Fortress Around Your Heart Lyrics

Lyric discussion by virtuallypainless 

Cover art for Fortress Around Your Heart lyrics by Sting

Okay, so I know it's almost been a year since the last comment on this song, but I just finished listening to it at work and had to pop in.

Sillybunny was close, but I think it's taken too literally in the analyzation... also, I can't agree that the figurative minefield was laid by trying to protect them.

"No flags of truce, no cries of pity The siege guns had been pounding all through the night"

In these two succinct lines I hear a fight between two lovers - neither is willing to sympathize with the other's point of view. The second line, though it says only one night, could symbolize a length of time where neither party let their guard down for many grueling months, seeming as intense as a night of endless gunfire. By the time the morning of the relationship dawns, cold and grey, each lover is so grim and emotionally exhausted that pity is not an option.

"As I returned across the fields I'd known I recognized the walls that I once laid I had to stop in my tracks for fear Of walking on the mines I'd laid"

This sounds to me like a moment of introspection; the narrator takes a look at his own memories of the relationship when all was good, and sees staggering before him the many steps that were taken (i.e., the walls once laid) by him that influenced the decline of the relationship. He sees his motives and understands them for what they were, good or bad - instead of taking aim at the lover, he's facing his contributions to the broken relationship and had to 'stop in his tracks for fear of walking on the mines he had laid.'

"And if I've built this fortress around your heart Encircled you in trenches and barbed wire Then let me build a bridge For I cannot fill the chasm And let me set the battlements on fire"
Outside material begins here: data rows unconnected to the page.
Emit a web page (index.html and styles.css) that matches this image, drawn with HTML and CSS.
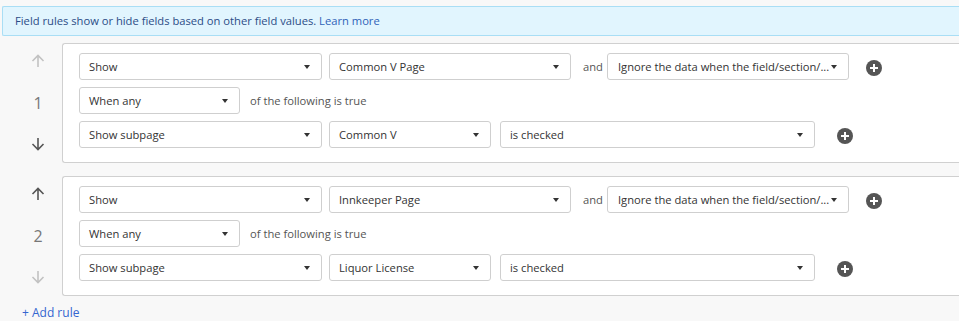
FILE: index.html
```html
<!DOCTYPE html>
<html>
<head>
<meta charset="utf-8">
<link rel="stylesheet" href="styles.css">
</head>
<body>
<div class="page">
  <div class="banner">Field rules show or hide fields based on other field values. <span class="link">Learn more</span></div>

  <div class="rule">
    <div class="mover">
      <svg class="arrow disabled" width="14" height="14" viewBox="0 0 14 14"><path d="M7 13V1.5M1.5 7L7 1.5L12.5 7" fill="none" stroke="currentColor" stroke-width="1.6"/></svg>
      <span class="num">1</span>
      <svg class="arrow" width="14" height="14" viewBox="0 0 14 14"><path d="M7 1V12.5M1.5 7L7 12.5L12.5 7" fill="none" stroke="currentColor" stroke-width="1.6"/></svg>
    </div>
    <div class="card">
      <div class="row">
        <div class="sel w243">Show<i class="caret"></i></div>
        <div class="sel w242">Common V Page<i class="caret"></i></div>
        <span class="and">and</span>
        <div class="sel w242 tight">Ignore the data when the field/section/...<i class="caret"></i></div>
        <span class="plus p1"></span>
      </div>
      <div class="row">
        <div class="sel w161">When any<i class="caret"></i></div>
        <span class="label">of the following is true</span>
      </div>
      <div class="row">
        <div class="sel w243">Show subpage<i class="caret"></i></div>
        <div class="sel w162">Common V<i class="caret"></i></div>
        <div class="sel w315 ml9">is checked<i class="caret"></i></div>
        <span class="plus p2"></span>
      </div>
    </div>
  </div>

  <div class="rule">
    <div class="mover">
      <svg class="arrow" width="14" height="14" viewBox="0 0 14 14"><path d="M7 13V1.5M1.5 7L7 1.5L12.5 7" fill="none" stroke="currentColor" stroke-width="1.6"/></svg>
      <span class="num">2</span>
      <svg class="arrow disabled" width="14" height="14" viewBox="0 0 14 14"><path d="M7 1V12.5M1.5 7L7 12.5L12.5 7" fill="none" stroke="currentColor" stroke-width="1.6"/></svg>
    </div>
    <div class="card">
      <div class="row">
        <div class="sel w243">Show<i class="caret"></i></div>
        <div class="sel w242">Innkeeper Page<i class="caret"></i></div>
        <span class="and">and</span>
        <div class="sel w242 tight">Ignore the data when the field/section/...<i class="caret"></i></div>
        <span class="plus p1"></span>
      </div>
      <div class="row">
        <div class="sel w161">When any<i class="caret"></i></div>
        <span class="label">of the following is true</span>
      </div>
      <div class="row">
        <div class="sel w243">Show subpage<i class="caret"></i></div>
        <div class="sel w162">Liquor License<i class="caret"></i></div>
        <div class="sel w315 ml9">is checked<i class="caret"></i></div>
        <span class="plus p2"></span>
      </div>
    </div>
  </div>

  <div class="add">+ Add rule</div>
</div>
</body>
</html>
```

FILE: styles.css
```css
html, body {
  margin: 0;
  padding: 0;
  background: #f8f8f8;
  overflow: hidden;
}
body {
  font-family: "Open Sans", "Liberation Sans", sans-serif;
  font-size: 11.2px;
  color: #333;
}
.page {
  width: 1000px;
  padding: 6px 0 0 2px;
}
.banner {
  height: 28px;
  line-height: 28px;
  background: #e1f5fe;
  border: 1px solid #a9def5;
  border-right: none;
  border-radius: 2px 0 0 2px;
  padding-left: 12px;
  color: #2b4c86;
}
.banner .link {
  color: #2f62b8;
}
.rule {
  display: flex;
  margin-top: 7px;
}
.rule + .rule {
  margin-top: 13px;
}
.mover {
  width: 32px;
  margin-left: 20px;
  margin-right: 8px;
  display: flex;
  flex-direction: column;
  align-items: center;
  justify-content: space-between;
  padding: 11px 0 12px;
}
.arrow {
  color: #555;
  display: block;
}
.arrow.disabled {
  color: #c2c2c2;
}
.num {
  font-size: 16px;
  color: #777;
  line-height: 20px;
}
.card {
  flex: 1;
  background: #fff;
  border: 1px solid #d0d0d0;
  border-right: none;
  border-radius: 3px 0 0 3px;
  padding: 9px 0 14px 16px;
  display: flex;
  flex-direction: column;
  gap: 7px;
}
.row {
  display: flex;
  align-items: center;
  height: 27px;
}
.sel {
  position: relative;
  box-sizing: border-box;
  height: 27px;
  line-height: 25px;
  border: 1px solid #cfcfcf;
  border-radius: 3px;
  background: #fff;
  padding-left: 9px;
  color: #333;
  white-space: nowrap;
  margin-right: 7px;
}
.sel.tight { padding-left: 10px; }
.caret {
  position: absolute;
  right: 11px;
  top: 11px;
  width: 0;
  height: 0;
  border-left: 3.5px solid transparent;
  border-right: 3.5px solid transparent;
  border-top: 4px solid #333;
}
.w243 { width: 243px; }
.w242 { width: 242px; }
.w161 { width: 161px; }
.w162 { width: 162px; }
.w315 { width: 315px; }
.ml9 { margin-left: 2px; }
.and {
  margin: 0 4px 0 5px;
  color: #555;
}
.label {
  margin-left: 3px;
  color: #555;
}
.plus {
  position: relative;
  width: 16px;
  height: 16px;
  border-radius: 50%;
  background: #555;
  display: inline-block;
}
.plus::before, .plus::after {
  content: "";
  position: absolute;
  background: #fff;
  left: 50%;
  top: 50%;
  transform: translate(-50%, -50%);
}
.plus::before { width: 8px; height: 2px; }
.plus::after { width: 2px; height: 8px; }
.p1 { margin-left: 10px; margin-top: 3px; }
.p2 { margin-left: 15px; margin-top: 3px; }
.add {
  margin: 8px 0 0 20px;
  color: #3466d0;
  font-size: 12px;
}
```
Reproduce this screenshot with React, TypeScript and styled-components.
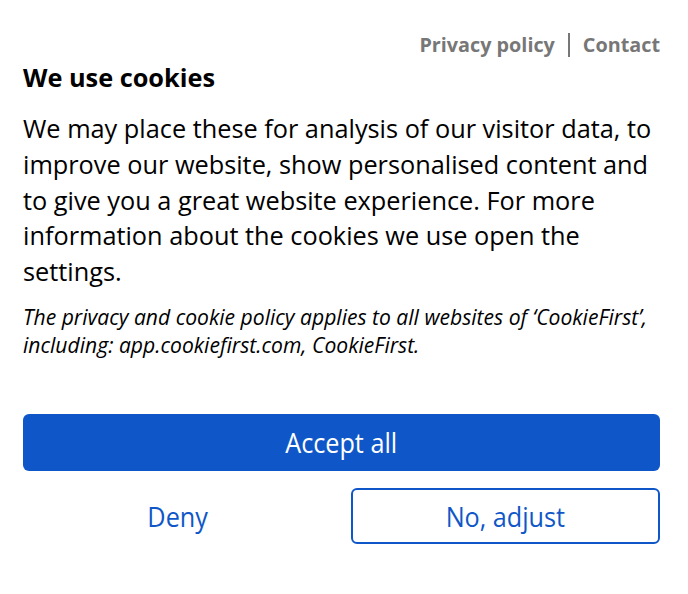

He realizes that he plays a part in his lover's guarded heart. Things he did to hurt her, intentionally or not, insensitivities and injustices forming a fortress around her emotionally, where he is no longer permitted entry. He is now regretting what his share of this outcome and entreats her to allow him a way to make ammends - the metaphor of building bridges and being unable to fill the chasm symbolizes his acknowledgement of what he's done wrong, but she has made her mistakes, too - bridges go both ways, and both must reach compromise. Burning down the battlements means removing the need for fights with the compromises, therefore disarming her emotionally.

"Then I went off to fight some battle That I'd invented inside my head Away so long for years and years You probably thought or even wished that I was dead"

Not literally that he left her and went off to battle, but as a figurative example of the man she knew and loved withdrawing into himself as the fighting got worse - someone who was once tender, loving and understanding becoming suspicious, antagonistic, and uncompromizing, for example. She considers the person she knew him to be as dead. He wishes to change her mind and tell her he's still there, beneath his own armor.

"This prison has now become your home A sentence you seem prepared to pay"

Not that she feels deserving of punishment in some way - the prison is another description of the fortress, which is a metaphor for the coldness she bears towards him. She seems 'prepared to pay' the sentence because she has completely closed herself off to emotional contact with him. There may still be love for him inside the fortress, but she will not withdraw herself from it to allow herself to be hurt again.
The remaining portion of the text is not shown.